The Eating Rebel
By Ari Cohn


On the days when I have humility, I think that it is in the simplest acts that people have the most power. My memories of the most important events of the past year always involve very basic functions: picking up an emotionally distraught hitchhiker on a cold, rainy, winter night and listening to her with great attention; bringing flowers to people in the office; eating a mainly organic, mainly vegan diet. It is probably obvious why interpersonal events stand out clearly in my mind: our 1-on-1 interactions are opportunities for great intimacy and great conflict.

The power inherent in my food choices is probably the least obvious of all my ordinary acts, but perhaps the most potent. I believe that what and how I eat is a statement of economic and political rebellion, an attempt to resist the siren song of mindless consumerism practiced in my culture, a reclamation of the power of ordinary citizens to direct their lives.

Corporate capitalism, contrary to claims of its boosters, hates a truly choosy consumer. The choice that corporations like us to have requires us to stay in a very small world, to surrender our understanding of what is good for us if such understanding isn't profitable to them. In return, corporations offer us the degenerate lure of convenience. The small-choice-big-choice contrast arises when I shop for food. When I shop at my local farmers' markets, I am saying to the Safeway and Lucky's corporations, "The real choice at stake is not who has the lowest prices in town. The real choice is the priority of my health. I do not accept tasteless, deficient, and poisoned food that degrades my health. If you want my business, pay most attention to my health needs, not your shelf life requirements, your transportation costs, and your bottom line."

The CEOs of Safeway and Lucky's cannot be very happy with that choice, because they cannot respond to it in a way that makes them money. My choice makes me an economic, and by extension, a political radical. Choosing to eat a mainly vegetarian diet makes a similar statement. Directed at the producers from whom Safeway and Lucky's buy, my choice says that I pay attention to the mountain of evidence from reputable sources that humans are designed to eat mostly plant food.

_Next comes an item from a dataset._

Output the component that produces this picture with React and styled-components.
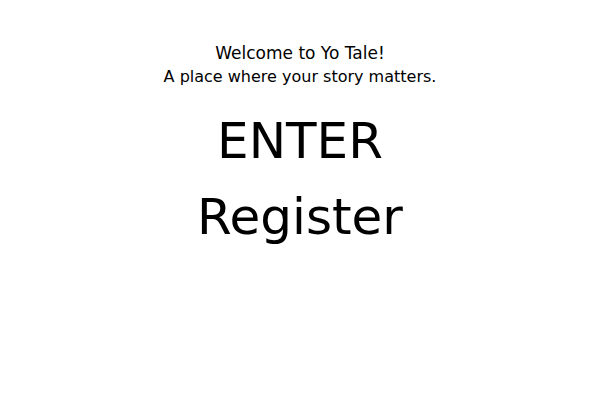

I choose to reduce my risk of heart disease by 90%.(1) I choose to avoid osteoporosis.(2) I choose to avoid eating the cows that are fed some of the 100,000 other ground-up cows who drop dead yearly in the U.S. for no apparent reason.(3) I choose not to eat some of the 25 million pounds of antibiotics used on farm animals each year.(4) When I make those choices, I threaten the existence of multi-billion dollar industrial agriculture companies, because they cannot change their ways and stay in business. I am conducting economic guerrilla warfare.

How I eat can be an even more rebellious act. I am as guilty as anyone of shoveling food into my body like engineers used to shovel coal into the engine of a steam train. I eat on the run, while I read, and while conversing. All these practices make me forget that food has (or should have) flavor to be enjoyed. Moreover, food is a concentration of the forces of the universe-the sun, the oceans, the wind--going into my body. Those forces, gross and subtle, are unlocked only by chewing food properly. When I remember this, I slow down, becoming an eager locksmith, releasing the energies stored in food. It is easier to practice this idea of unlocking when I don't distract myself during the act of eating. Being silent, taking the time to enjoy my food on the physical and metaphorical levels, all increase the odds that I will absorb more of what the food has to offer. In this kind of meal, I receive spiritual nutrition as well as physical nutrition.(5) But this kind of conscious eating takes time, as does the preparation of food bought at market. It is not unusual for me to spend two hours a day in the kitchen, and 20 minutes simply eating each meal. This flies in the face of Western society, and particularly corporate society, which values those who are busy and productive (or appear to be). With regard to eating, the emphasis in industrialized societies is fun, convenience, and speed, all of which denigrate our innate needs, both physical and spiritual. By taking the time to be aware of my eating, I'm saying that my basic need for a fulfilling mealtime experience takes precedence over society's need to have me produce something.

This is a subtle, but direct affront to corporate capitalism. So, you'd think that people who claim to resent the power of big corporations would jump at the chance to to take back some of their power, especially for the payback offered by truly good nutrition. What saddens me is the constant refrains from those I tell about my choices: "Sounds nice, but I simply don't have time to eat like that." "Oh, I have no patience/no talent for cooking." These statements represent a voluntary surrender of a precious freedom in an alleged republic: the freedom to choose. When we claim to be at the mercy of outside circumstances in such a basic act of eating, what are we saying about our control of our economic-political system? If we cannot, as citizens and consumers, make our institutions serve us in this most basic of arenas, how can we hope to make them serve us in others?

(1) Robbins, John. Diet for a New America. Stillpoint Publishing, 1987, 215.
(2) Ibid., pp. 191-193.
(3) Lyman, Howard. Radio interview on KKUP, April 25, 1996.
(4) Guyette, Curt. "How Now, Toxic Cow?", Metro Santa Cruz, March 27-April 3, 1996.
(5) Cousens, Gabriel, M.D. Conscious Eating, Vision Books International, 1992, 22-23.